5. Repayment. If, following the delivery of Stock with respect to any
Delivery Date, the Committee determines that all terms and conditions of this
Agreement in respect of such delivery were not satisfied, BKF shall be entitled
to receive, and Employee shall be obligated to pay BKF immediately upon demand
therefor,
2
the Fair Market Value of the shares of Stock (determined as of the relevant
Delivery Date) that were delivered with respect to such Delivery Date and
without reduction for any shares of Stock applied to satisfy withholding tax or
other obligations in respect of such shares.
6. Definitions. For purposes of this Agreement:
(a) Unless otherwise defined in any employment agreement between Employee
and BKF (in which case such definition shall apply with respect to such
Employee), "Cause" means Employee's (i) conviction, whether following trial or
by plea of guilty or nolo contendere (or similar plea), in a criminal proceeding
(A) on a misdemeanor charge involving fraud, false statements or misleading
omissions, wrongful taking, embezzlement, bribery, forgery, counterfeiting or
extortion, or (B) on a felony charge or (C) on an equivalent charge to those in
clauses (A) and (B) in jurisdictions that do not use those designations; (ii)
engaging in any conduct that constitutes an employment disqualification under
applicable law (including statutory disqualification as defined under the
Securities and Exchange Act of 1934, as amended); (iii) willful failure to
perform Employee's duties to BKF and/or any of its subsidiaries or affiliates;
(iv) violation of any securities or commodities laws, any rules or regulations
issued pursuant to such laws, or the rules and regulations of any securities or
commodities exchange or association of which BKF or any of its subsidiaries or
affiliates is a member; (v) violation of any BKF policy concerning hedging or
confidential or proprietary information, or Employee's material violation of any
other BKF policy as in effect from time to time; (vi) engaging in any act or
making any statement that impairs, impugns, denigrates, disparages or negatively
reflects upon the name, reputation or business interests of BKF and/or any of
its subsidiaries or affiliates; or (vii) engaging in any conduct detrimental to
BKF and/or any of its subsidiaries or affiliates. The determination as to
whether "Cause" has occurred shall be made by the Committee in its sole
discretion. The Committee shall also have the authority in its sole discretion
to waive the consequences under the Plan or any Agreement of the existence or
occurrence of any of the events, acts or omissions constituting "Cause".

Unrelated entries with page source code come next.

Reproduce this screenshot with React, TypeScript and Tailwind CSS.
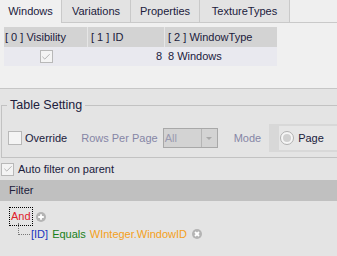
import { Check } from 'lucide-react'

const font = { fontFamily: '"Liberation Sans", Arial, sans-serif' }

function Tab({ label, width, active }: { label: string; width: string; active?: boolean }) {
  return (
    <div
      className={`${width} h-full flex items-center justify-center border-r border-[#c9c9c9] ${
        active ? 'bg-[#f0f0f0]' : 'bg-[#e3e3e3] border-b'
      }`}
    >
      {label}
    </div>
  )
}

function PlusCircle() {
  return (
    <svg width="10" height="10" viewBox="0 0 10 10" className="block">
      <circle cx="5" cy="5" r="5" fill="#b4b4b4" />
      <path d="M5 2.2v5.6M2.2 5h5.6" stroke="#fff" strokeWidth="1.8" />
    </svg>
  )
}

function XCircle() {
  return (
    <svg width="10" height="10" viewBox="0 0 10 10" className="block">
      <circle cx="5" cy="5" r="5" fill="#b4b4b4" />
      <path d="M3 3l4 4M7 3l-4 4" stroke="#fff" strokeWidth="1.8" />
    </svg>
  )
}

export default function App() {
  return (
    <div
      className="w-[337px] h-[256px] overflow-hidden bg-[#e4e4e4] text-[11px] text-[#20203c] flex flex-col"
      style={font}
    >
      {/* tabs */}
      <div className="h-[23px] flex bg-[#efefef] shrink-0">
        <Tab label="Windows" width="w-[62px]" active />
        <Tab label="Variations" width="w-[69px]" />
        <Tab label="Properties" width="w-[69px]" />
        <Tab label="TextureTypes" width="w-[90px]" />
        <div className="flex-1 border-b border-[#c9c9c9]" />
      </div>

      {/* grid */}
      <div className="h-[66px] shrink-0 bg-[#f0f0f0] border-b border-[#c6c6c6] pl-[4px] pt-[4px]">
        <div className="flex h-[20px] bg-[#d3d3d3] w-[273px]">
          <div className="w-[84px] pl-[1px] flex items-center border-r border-[#e6e6e6]">[ 0 ] Visibility</div>
          <div className="w-[77px] pl-[3px] flex items-center border-r border-[#e6e6e6]">[ 1 ] ID</div>
          <div className="flex-1 pl-[3px] flex items-center">[ 2 ] WindowType</div>
        </div>
        <div className="flex h-[19px] bg-[#e9e9ef] w-[273px]">
          <div className="w-[84px] flex items-center justify-center">
            <div className="w-[13px] h-[13px] border border-[#b8b8b8] bg-[#f4f4f4] flex items-center justify-center">
              <Check size={10} strokeWidth={1.5} color="#8a8a8a" />
            </div>
          </div>
          <div className="w-[77px] flex items-center justify-end pr-[3px]">8</div>
          <div className="flex-1 pl-[3px] flex items-center">8 Windows</div>
        </div>
      </div>

      {/* table setting */}
      <fieldset className="mt-[8px] ml-[1px] h-[61px] border-l border-t border-b border-[#c2c2c2] shrink-0 min-w-0">
        <legend className="ml-[5px] px-[3px] text-[12.5px] leading-[16px]">Table Setting</legend>
        <div className="flex items-center h-[28px] mt-[11px] whitespace-nowrap">
          <div className="ml-[6px] w-[14px] h-[14px] shrink-0 border border-[#b8b8b8] bg-[#f4f4f4]" />
          <span className="ml-[3px]">Override</span>
          <span className="ml-[14px] text-[#8686a6]">Rows Per Page</span>
          <div className="ml-[5px] w-[55px] shrink-0 h-[20px] border border-[#a8a8a8] bg-[#d3d3d3] flex">
            <span className="flex-1 pl-[1px] text-[#9a9ab0] leading-[18px]">All</span>
            <div className="w-[16px] border-l border-[#b5b5b5] flex items-center justify-center">
              <div className="w-0 h-0 border-l-[3px] border-r-[3px] border-t-[3px] border-l-transparent border-r-transparent border-t-[#a8a8a8]" />
            </div>
          </div>
          <span className="ml-[16px] text-[#8686a6]">Mode</span>
          <div className="ml-[8px] flex-1 h-[28px] bg-[#d8d8d8] pl-[10px] py-[2px]">
            <div className="h-full bg-[#e6e6e6] flex items-center pl-[1px]">
              <div className="w-[14px] h-[14px] shrink-0 rounded-full border border-[#b0b0b0] bg-[#f6f6f6] flex items-center justify-center">
                <div className="w-[8px] h-[8px] rounded-full bg-[#d0d0d0]" />
              </div>
              <span className="ml-[4px]">Page</span>
            </div>
          </div>
        </div>
      </fieldset>

      {/* auto filter */}
      <div className="flex items-center h-[16px] mt-[3px] shrink-0">
        <div className="ml-[1px] w-[13px] h-[13px] border border-[#b8b8b8] bg-[#f4f4f4] flex items-center justify-center">
          <Check size={10} strokeWidth={1.5} color="#8a8a8a" />
        </div>
        <span className="ml-[4px]">Auto filter on parent</span>
      </div>

      {/* filter */}
      <div className="mt-[3px] h-[21px] bg-[#c0c0c0] pl-[9px] flex items-center shrink-0">Filter</div>
      <div className="pl-[9px] pt-[6px]">
        <div className="flex items-center">
          <span className="border border-dotted border-black px-[1px] leading-[17px] text-[#e0202a]">And</span>
          <span className="ml-[3px]">
            <PlusCircle />
          </span>
        </div>
        <div className="flex items-center">
          <div className="ml-[9px] w-[12px] h-[12px] -mt-[10px] border-l border-b border-dotted border-[#777]" />
          <span className="ml-[1px] text-[#2036c0]">[ID]</span>
          <span className="ml-[4px] text-[#188018]">Equals</span>
          <span className="ml-[4px] text-[#f4a020]">WInteger.WindowID</span>
          <span className="ml-[5px]">
            <XCircle />
          </span>
        </div>
      </div>
    </div>
  )
}
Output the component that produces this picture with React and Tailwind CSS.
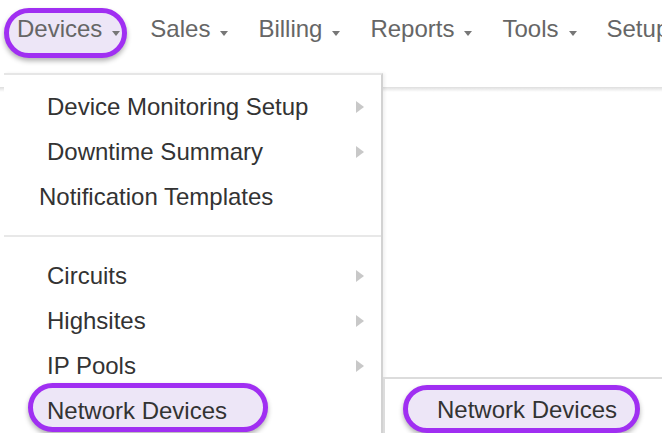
import React from "react";

const navItems = ["Devices", "Sales", "Billing", "Reports", "Tools", "Setup"];

// Purple annotation ring that sits behind a label
function Ring({ className }) {
  return (
    <span
      className={
        "absolute rounded-full border-[5px] border-[#a02ff2] bg-[#ede6f7] shadow-[0_3px_5px_rgba(0,0,0,0.3)] " +
        className
      }
    />
  );
}

function Chevron() {
  return <span className="h-0 w-0 border-y-[6px] border-l-[8px] border-y-transparent border-l-[#c8c8c8]" />;
}

function MenuRow({ label, arrow, flush, ring }) {
  return (
    <div
      className={
        "flex h-[45px] items-center justify-between pr-[17px] " + (flush ? "pl-[35px]" : "pl-[43px]")
      }
    >
      <span className="relative text-[24px] leading-6 text-[#333]">
        {ring && <Ring className="-left-[19px] -top-[16px] -right-[41px] -bottom-[9px]" />}
        <span className="relative">{label}</span>
      </span>
      {arrow && <Chevron />}
    </div>
  );
}

export default function App() {
  return (
    <div className="relative h-[433px] w-[662px] overflow-hidden bg-white font-['Liberation_Sans',Arial,sans-serif] whitespace-nowrap">
      {/* top navigation */}
      <nav className="flex h-[73px] items-start gap-[30px] pl-[17px] pt-[17px]">
        {navItems.map((label, i) => (
          <div key={label} className="relative flex shrink-0 items-start">
            {i === 0 && <Ring className="-left-[13px] -top-[9px] -right-[7px] -bottom-[17px]" />}
            <span className="relative text-[24px] leading-6 text-[#666]">{label}</span>
            <span className="relative ml-[10px] mt-[14px] h-0 w-0 border-x-[4.5px] border-t-[5px] border-x-transparent border-t-[#777]" />
          </div>
        ))}
      </nav>

      {/* page body under the navbar */}
      <div className="mt-[14px] h-[5px] bg-gradient-to-b from-[#dedede] to-white" />

      {/* Devices dropdown */}
      <div className="absolute left-[4px] top-[73px] h-[380px] w-[379px] border-t-2 border-r-2 border-t-[#e6e6e6] border-r-[#d2d2d2] bg-white pt-[9px] shadow-[2px_0_3px_rgba(0,0,0,0.06)]">
        <MenuRow label="Device Monitoring Setup" arrow />
        <MenuRow label="Downtime Summary" arrow />
        <MenuRow label="Notification Templates" flush />
        <div className="my-[16px] h-[2px] bg-[#e8e8e8]" />
        <MenuRow label="Circuits" arrow />
        <MenuRow label="Highsites" arrow />
        <MenuRow label="IP Pools" arrow />
        <MenuRow label="Network Devices" ring />
      </div>

      {/* Network Devices submenu */}
      <div className="absolute left-[383px] top-[377px] h-[70px] w-[290px] border-t-2 border-l-2 border-[#dcdcdc] bg-white pl-[52px] pt-[19px]">
        <span className="relative text-[24px] leading-6 text-[#333]">
          <Ring className="-left-[34px] -top-[11px] -right-[23px] -bottom-[10px]" />
          <span className="relative">Network Devices</span>
        </span>
      </div>
    </div>
  );
}
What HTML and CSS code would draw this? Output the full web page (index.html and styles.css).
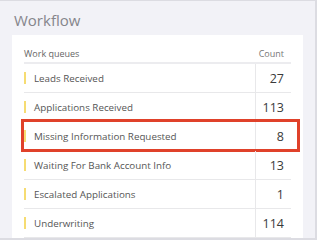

(b) A "Change in Control" means the occurrence of any of the following:
(i) any "person" as such term is currently used in Section 13(d) of
the Exchange Act, other than Xxxx X. Xxxxx or any entity directly or
indirectly controlled by him, becomes a "beneficial owner", as such term is
currently used in Rule 13d-3 promulgated under that Act, of 50% or more of
BKF's Voting Stock (as defined);
(ii) a majority of BKF's board of directors (the "Board") consists of
individuals other than Incumbent Directors, which term means the members of
the Board on the date of this Agreement; provided that any individual
becoming a director subsequent to such date whose election or nomination
for election was supported by a majority of the directors who then
comprised the Incumbent Directors shall be considered an Incumbent
Director;
(iii) all or substantially all of the assets or business of BKF are
disposed of pursuant to a merger, consolidation, or other transaction,
unless (A) the shareholders of BKF immediately prior to such merger,
consolidation or other transaction beneficially own, directly or
indirectly, in substantially the same proportion as they owned BKF's Voting
Stock, all of the Voting Stock or other ownership interests of the entity
or entities, if any, that succeed to the business of BKF, or (B) a majority
of the board of directors of the surviving corporation in such a
transaction consists of Incumbent Directors or directors appointed by Xxxxx
Management Co., Inc. but excluding directors who were members of the other
entity's board of directors;
(iv) the Board adopts any plan of liquidation providing for the
distribution of all or substantially all of BKF's assets; or
(v) BKF combines with another company and is the surviving corporation
but, immediately after the combination, the shareholders of BKF immediately
prior to the combination hold, directly or indirectly, 50% or less of the
Voting Stock of the combined company (there being excluded from the number
of shares held by such shareholders, but not from the Voting Stock of the
combined company, any shares received by affiliates of such other company
in exchange for securities of such other company).
3
(c) "Delivery Date" means the earliest to occur of the following: (i) the
occurrence of a Change in Control, (ii) upon Employee's termination due to
Disability (as defined below), (iii) upon Employee's death, (iv) December 31,
2004 or (v) any earlier date as determined by the Committee in its sole
discretion.
(d) "Disability" means the Employee's inability, due to physical or mental
incapacity, to substantially perform his duties and responsibilities of
employment for a period of 180 days in any consecutive nine-month period.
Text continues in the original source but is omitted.